— BEGIN DATA FOR THE TASK —

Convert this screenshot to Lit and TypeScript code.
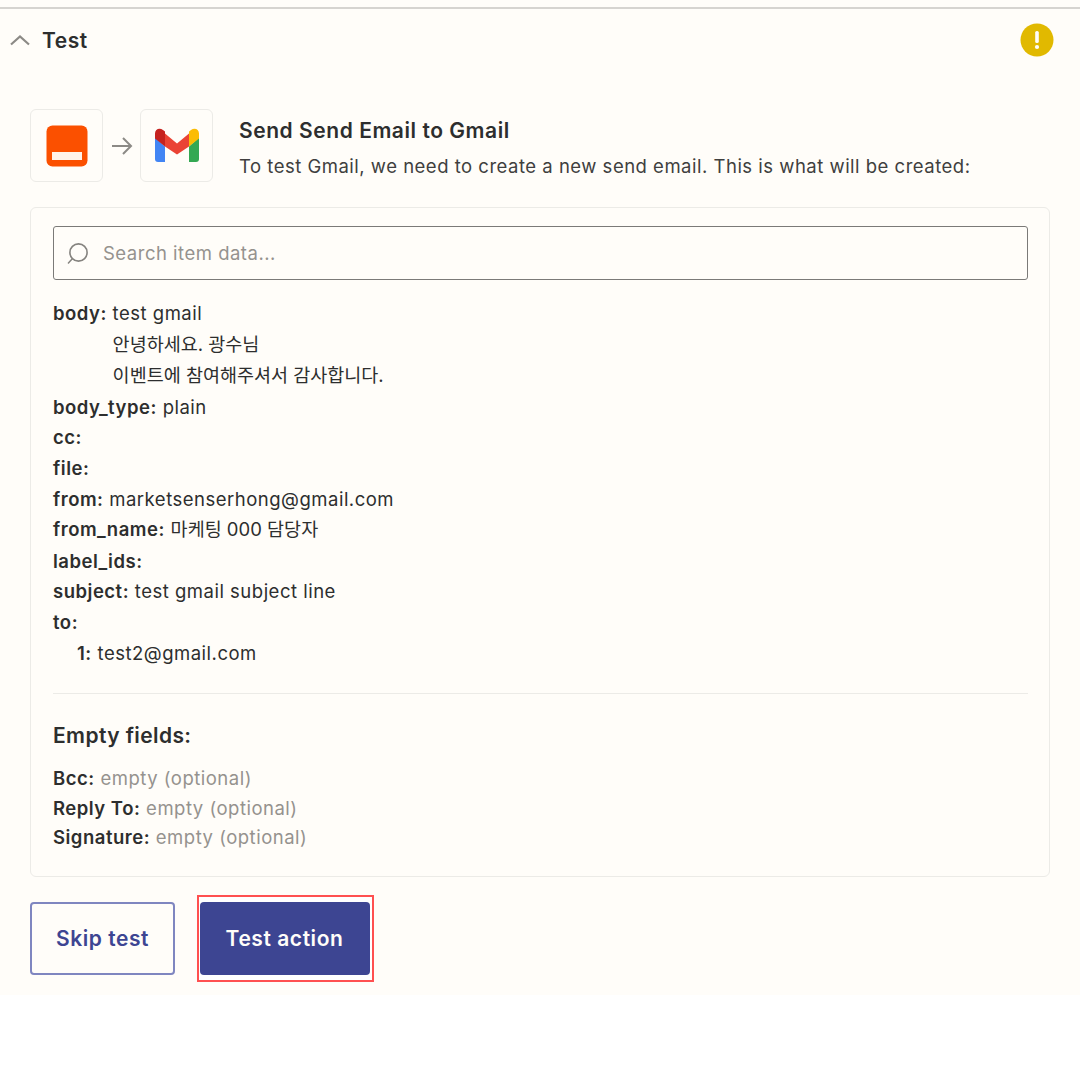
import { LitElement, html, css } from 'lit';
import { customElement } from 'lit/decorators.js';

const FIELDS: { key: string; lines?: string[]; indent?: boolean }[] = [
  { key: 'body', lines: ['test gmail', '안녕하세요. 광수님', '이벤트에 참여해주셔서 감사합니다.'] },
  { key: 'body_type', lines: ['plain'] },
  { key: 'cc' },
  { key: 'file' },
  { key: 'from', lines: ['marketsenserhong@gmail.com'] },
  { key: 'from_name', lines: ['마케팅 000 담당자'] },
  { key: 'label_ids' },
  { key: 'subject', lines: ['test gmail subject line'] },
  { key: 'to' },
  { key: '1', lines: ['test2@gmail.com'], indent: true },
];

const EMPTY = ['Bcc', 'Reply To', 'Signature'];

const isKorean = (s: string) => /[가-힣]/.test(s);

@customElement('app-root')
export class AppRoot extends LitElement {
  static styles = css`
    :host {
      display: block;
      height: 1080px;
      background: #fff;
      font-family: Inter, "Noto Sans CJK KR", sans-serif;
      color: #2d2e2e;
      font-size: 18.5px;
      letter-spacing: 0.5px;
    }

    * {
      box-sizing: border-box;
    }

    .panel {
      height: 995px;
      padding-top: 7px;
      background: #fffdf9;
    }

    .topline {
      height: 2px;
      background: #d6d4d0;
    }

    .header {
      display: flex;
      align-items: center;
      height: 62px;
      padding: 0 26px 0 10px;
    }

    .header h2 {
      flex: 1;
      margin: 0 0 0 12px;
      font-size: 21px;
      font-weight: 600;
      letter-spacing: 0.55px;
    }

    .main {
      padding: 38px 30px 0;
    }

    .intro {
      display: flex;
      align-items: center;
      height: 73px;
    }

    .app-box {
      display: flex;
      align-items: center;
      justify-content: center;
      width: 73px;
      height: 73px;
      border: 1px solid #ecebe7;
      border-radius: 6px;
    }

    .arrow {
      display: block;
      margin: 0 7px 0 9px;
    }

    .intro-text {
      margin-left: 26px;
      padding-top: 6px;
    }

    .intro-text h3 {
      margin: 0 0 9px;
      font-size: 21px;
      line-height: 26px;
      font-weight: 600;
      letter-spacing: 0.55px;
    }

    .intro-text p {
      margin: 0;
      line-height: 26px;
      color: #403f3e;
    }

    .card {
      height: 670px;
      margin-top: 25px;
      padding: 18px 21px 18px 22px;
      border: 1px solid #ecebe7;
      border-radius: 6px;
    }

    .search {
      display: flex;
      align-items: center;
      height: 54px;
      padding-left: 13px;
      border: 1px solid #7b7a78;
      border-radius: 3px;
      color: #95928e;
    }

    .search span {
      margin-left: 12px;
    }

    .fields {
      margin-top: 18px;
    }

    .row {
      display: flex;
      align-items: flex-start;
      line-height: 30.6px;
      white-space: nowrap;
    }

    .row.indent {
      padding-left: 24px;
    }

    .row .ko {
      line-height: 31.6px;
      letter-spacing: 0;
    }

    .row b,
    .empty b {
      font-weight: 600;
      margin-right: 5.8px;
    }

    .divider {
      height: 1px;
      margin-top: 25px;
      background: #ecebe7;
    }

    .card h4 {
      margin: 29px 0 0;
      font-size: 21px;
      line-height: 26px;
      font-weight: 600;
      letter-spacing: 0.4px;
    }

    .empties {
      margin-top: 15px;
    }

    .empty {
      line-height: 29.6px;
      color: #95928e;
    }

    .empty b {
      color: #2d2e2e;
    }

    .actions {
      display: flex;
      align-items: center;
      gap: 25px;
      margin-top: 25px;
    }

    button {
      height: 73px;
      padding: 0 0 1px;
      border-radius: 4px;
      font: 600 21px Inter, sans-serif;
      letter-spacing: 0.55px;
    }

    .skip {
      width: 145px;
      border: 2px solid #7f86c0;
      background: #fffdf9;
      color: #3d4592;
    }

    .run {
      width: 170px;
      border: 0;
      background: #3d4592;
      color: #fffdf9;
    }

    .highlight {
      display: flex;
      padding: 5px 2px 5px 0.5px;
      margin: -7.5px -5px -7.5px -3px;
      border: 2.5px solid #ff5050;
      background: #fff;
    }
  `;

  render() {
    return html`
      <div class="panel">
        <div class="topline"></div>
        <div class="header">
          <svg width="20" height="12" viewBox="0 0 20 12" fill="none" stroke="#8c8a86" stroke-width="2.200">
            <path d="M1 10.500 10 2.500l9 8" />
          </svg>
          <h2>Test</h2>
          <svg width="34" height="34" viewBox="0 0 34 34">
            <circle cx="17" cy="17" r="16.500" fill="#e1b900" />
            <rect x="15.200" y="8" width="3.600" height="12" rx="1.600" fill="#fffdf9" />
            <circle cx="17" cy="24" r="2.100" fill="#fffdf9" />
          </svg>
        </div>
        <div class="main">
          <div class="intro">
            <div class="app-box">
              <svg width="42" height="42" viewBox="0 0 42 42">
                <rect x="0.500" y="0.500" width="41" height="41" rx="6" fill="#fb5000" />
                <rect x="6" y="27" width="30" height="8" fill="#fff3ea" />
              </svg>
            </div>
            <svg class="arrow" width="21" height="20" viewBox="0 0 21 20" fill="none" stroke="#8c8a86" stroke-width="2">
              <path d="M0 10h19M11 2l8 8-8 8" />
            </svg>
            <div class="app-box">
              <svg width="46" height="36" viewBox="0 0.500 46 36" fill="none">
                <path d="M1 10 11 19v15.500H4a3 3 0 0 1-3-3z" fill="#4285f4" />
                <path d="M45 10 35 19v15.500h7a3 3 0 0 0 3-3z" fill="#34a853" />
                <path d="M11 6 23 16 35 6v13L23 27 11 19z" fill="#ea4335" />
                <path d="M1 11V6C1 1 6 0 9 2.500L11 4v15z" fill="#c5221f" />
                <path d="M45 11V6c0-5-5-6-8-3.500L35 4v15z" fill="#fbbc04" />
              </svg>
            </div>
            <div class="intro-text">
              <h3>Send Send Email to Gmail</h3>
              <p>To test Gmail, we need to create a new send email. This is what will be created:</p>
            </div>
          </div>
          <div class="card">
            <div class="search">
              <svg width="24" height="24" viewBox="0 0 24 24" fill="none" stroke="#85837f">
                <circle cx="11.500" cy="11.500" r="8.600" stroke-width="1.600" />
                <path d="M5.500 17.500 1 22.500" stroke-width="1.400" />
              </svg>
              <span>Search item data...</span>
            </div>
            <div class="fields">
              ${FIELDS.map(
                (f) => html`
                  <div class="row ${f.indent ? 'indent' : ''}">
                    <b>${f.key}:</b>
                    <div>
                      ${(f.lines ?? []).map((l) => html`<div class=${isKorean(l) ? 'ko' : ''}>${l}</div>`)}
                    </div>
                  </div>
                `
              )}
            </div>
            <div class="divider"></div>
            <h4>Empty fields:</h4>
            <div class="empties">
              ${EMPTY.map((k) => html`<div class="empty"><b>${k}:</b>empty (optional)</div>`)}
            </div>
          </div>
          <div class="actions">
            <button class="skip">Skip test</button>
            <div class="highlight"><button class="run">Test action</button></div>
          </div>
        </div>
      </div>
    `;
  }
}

— END DATA FOR THE TASK —
— BEGIN DATA FOR THE TASK —

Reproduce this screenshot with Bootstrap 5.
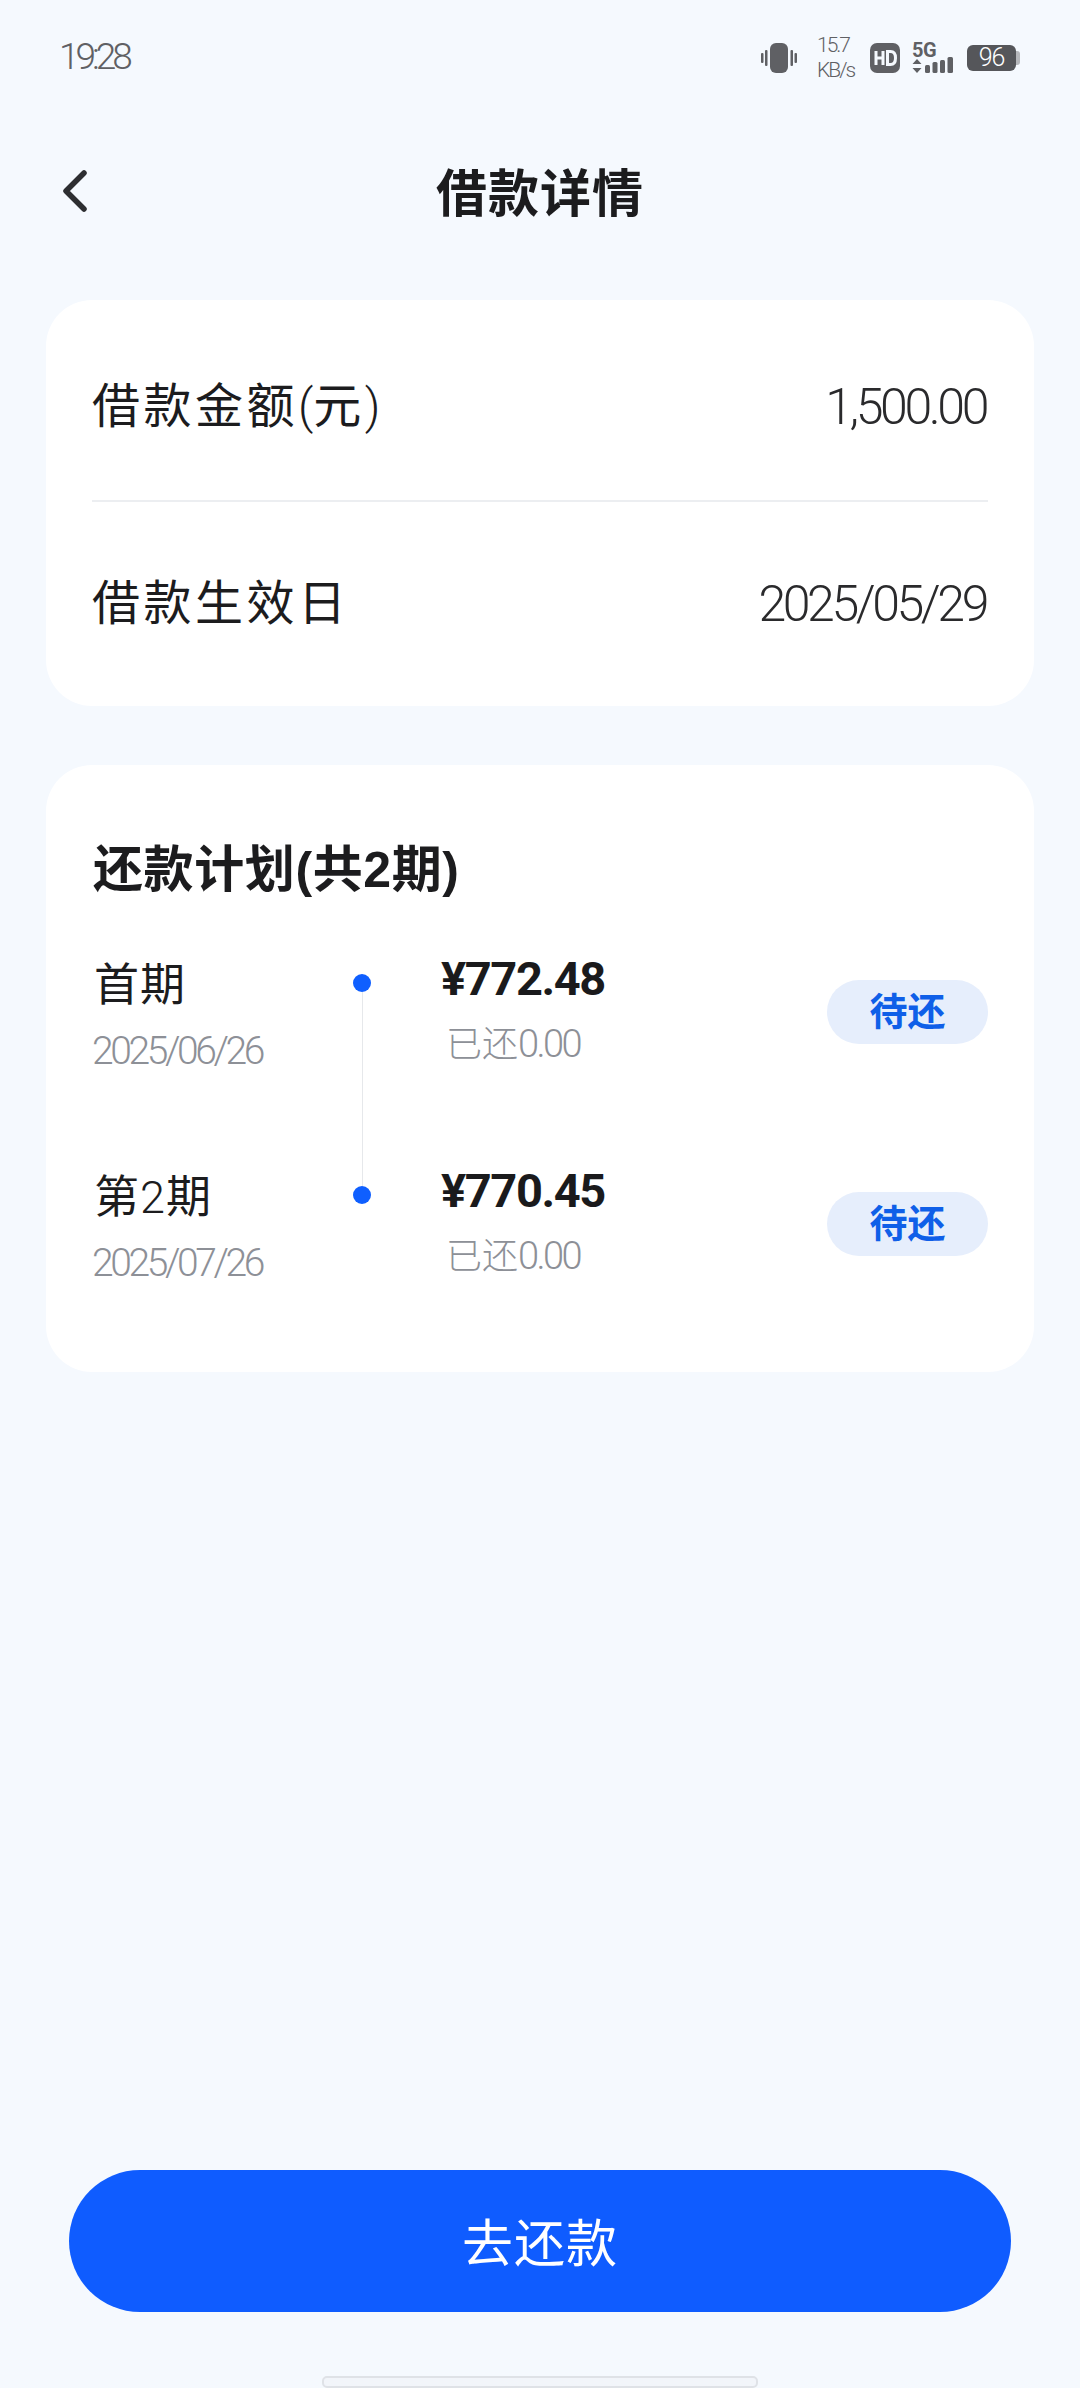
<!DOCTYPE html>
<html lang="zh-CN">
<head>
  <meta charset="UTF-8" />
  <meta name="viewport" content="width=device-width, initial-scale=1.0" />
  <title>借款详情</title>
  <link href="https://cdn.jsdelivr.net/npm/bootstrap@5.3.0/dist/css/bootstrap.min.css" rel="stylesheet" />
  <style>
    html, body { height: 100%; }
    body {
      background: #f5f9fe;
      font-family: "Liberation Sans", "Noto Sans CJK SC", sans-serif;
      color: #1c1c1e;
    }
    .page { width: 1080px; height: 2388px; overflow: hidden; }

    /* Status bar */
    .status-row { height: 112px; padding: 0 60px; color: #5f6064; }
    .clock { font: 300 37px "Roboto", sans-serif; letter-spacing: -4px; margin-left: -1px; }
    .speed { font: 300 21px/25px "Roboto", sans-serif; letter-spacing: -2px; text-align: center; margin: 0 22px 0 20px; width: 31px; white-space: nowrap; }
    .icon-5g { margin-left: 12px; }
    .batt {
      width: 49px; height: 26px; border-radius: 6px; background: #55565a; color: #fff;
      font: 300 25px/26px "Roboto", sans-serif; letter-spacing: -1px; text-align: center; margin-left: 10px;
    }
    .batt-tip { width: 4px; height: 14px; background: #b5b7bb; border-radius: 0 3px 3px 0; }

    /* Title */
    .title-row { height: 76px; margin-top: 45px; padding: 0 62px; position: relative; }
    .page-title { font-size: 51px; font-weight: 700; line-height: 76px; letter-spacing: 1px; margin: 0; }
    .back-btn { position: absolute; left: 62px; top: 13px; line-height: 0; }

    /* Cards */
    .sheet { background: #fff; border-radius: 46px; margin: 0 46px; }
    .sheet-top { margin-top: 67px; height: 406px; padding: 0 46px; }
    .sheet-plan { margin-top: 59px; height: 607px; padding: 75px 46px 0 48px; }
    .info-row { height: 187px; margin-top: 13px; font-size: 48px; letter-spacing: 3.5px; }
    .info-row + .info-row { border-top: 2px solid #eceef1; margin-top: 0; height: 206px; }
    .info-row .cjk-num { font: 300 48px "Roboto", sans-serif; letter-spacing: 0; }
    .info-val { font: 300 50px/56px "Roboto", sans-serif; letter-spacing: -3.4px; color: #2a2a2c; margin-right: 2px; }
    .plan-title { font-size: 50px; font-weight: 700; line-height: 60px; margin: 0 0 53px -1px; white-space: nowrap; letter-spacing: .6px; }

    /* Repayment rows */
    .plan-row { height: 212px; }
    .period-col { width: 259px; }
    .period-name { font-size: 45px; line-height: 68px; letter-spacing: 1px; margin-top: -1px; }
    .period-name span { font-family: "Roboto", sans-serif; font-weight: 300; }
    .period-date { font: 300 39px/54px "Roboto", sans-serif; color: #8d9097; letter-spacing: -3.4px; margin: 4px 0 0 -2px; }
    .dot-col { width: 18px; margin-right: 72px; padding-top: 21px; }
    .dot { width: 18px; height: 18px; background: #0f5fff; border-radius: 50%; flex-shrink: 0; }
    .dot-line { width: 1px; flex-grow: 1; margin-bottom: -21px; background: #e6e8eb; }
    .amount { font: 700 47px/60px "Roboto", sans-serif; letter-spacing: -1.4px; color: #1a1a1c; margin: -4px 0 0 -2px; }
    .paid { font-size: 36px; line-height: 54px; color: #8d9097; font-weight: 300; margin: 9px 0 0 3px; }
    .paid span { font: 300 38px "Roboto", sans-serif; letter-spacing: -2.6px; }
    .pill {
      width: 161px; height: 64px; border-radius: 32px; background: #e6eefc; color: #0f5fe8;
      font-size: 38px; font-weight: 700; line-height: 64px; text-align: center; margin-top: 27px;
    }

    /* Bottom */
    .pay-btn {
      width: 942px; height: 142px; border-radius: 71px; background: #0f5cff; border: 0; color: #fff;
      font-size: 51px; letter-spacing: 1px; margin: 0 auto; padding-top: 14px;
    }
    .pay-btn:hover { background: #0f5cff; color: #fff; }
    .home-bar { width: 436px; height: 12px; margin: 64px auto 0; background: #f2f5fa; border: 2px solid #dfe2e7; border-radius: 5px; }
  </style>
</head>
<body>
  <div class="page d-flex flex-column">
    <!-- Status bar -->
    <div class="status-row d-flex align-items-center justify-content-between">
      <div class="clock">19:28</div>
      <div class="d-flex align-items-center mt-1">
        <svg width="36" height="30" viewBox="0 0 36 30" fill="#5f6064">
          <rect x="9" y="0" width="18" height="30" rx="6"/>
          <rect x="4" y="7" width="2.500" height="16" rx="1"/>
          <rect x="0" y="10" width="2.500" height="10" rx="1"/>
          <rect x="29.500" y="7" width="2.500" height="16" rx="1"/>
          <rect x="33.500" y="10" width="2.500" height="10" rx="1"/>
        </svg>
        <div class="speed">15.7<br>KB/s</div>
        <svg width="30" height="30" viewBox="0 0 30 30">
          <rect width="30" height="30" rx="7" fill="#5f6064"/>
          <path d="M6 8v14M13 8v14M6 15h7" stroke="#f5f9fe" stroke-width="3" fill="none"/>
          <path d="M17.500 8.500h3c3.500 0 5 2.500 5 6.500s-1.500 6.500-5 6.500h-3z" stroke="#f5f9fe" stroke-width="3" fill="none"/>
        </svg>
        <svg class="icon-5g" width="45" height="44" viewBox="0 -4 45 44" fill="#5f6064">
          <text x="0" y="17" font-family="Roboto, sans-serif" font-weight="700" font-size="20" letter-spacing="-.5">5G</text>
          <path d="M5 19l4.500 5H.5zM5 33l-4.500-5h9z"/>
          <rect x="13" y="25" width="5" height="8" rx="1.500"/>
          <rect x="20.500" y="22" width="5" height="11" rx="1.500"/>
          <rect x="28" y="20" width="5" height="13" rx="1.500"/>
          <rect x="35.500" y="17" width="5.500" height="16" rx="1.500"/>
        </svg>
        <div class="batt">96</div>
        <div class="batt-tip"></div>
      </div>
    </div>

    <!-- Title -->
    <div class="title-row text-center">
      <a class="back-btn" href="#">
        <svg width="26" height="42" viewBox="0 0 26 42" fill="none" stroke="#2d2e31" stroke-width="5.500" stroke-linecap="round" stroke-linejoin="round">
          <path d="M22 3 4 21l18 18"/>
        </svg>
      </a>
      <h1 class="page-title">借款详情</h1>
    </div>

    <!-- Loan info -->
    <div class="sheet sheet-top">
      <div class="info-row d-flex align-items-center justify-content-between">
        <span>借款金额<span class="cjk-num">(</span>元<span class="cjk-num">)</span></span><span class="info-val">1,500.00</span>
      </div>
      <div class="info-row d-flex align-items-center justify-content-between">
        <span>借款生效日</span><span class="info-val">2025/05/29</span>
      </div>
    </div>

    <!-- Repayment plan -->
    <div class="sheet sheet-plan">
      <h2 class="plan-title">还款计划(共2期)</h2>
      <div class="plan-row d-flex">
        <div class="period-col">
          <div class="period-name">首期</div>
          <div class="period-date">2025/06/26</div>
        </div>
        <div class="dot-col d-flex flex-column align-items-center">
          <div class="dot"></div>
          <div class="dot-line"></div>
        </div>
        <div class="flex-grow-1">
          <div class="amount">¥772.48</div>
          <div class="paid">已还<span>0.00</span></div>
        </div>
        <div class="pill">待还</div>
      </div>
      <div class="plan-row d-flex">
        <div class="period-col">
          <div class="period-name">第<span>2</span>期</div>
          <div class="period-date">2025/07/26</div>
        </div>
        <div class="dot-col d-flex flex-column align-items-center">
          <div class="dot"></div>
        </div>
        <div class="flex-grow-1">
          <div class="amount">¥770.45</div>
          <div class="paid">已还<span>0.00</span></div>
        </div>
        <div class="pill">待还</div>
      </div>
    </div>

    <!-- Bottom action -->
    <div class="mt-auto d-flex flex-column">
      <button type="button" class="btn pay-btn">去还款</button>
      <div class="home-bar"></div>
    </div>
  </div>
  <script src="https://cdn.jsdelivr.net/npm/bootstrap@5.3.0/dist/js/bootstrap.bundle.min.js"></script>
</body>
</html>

— END DATA FOR THE TASK —

» **WHAT THE TASK ASKS**
Only the lines from the one with "Reproduce this screenshot with Bootstrap 5." through the one with "1080px; height: 2388px;" belong in your copy; retype them exactly and drop any pictures.

» **ANSWER BELOW**
Reproduce this screenshot with Bootstrap 5.
<!DOCTYPE html>
<html lang="zh-CN">
<head>
  <meta charset="UTF-8" />
  <meta name="viewport" content="width=device-width, initial-scale=1.0" />
  <title>借款详情</title>
  <link href="https://cdn.jsdelivr.net/npm/bootstrap@5.3.0/dist/css/bootstrap.min.css" rel="stylesheet" />
  <style>
    html, body { height: 100%; }
    body {
      background: #f5f9fe;
      font-family: "Liberation Sans", "Noto Sans CJK SC", sans-serif;
      color: #1c1c1e;
    }
    .page { width: 1080px; height: 2388px; overflow: hidden; }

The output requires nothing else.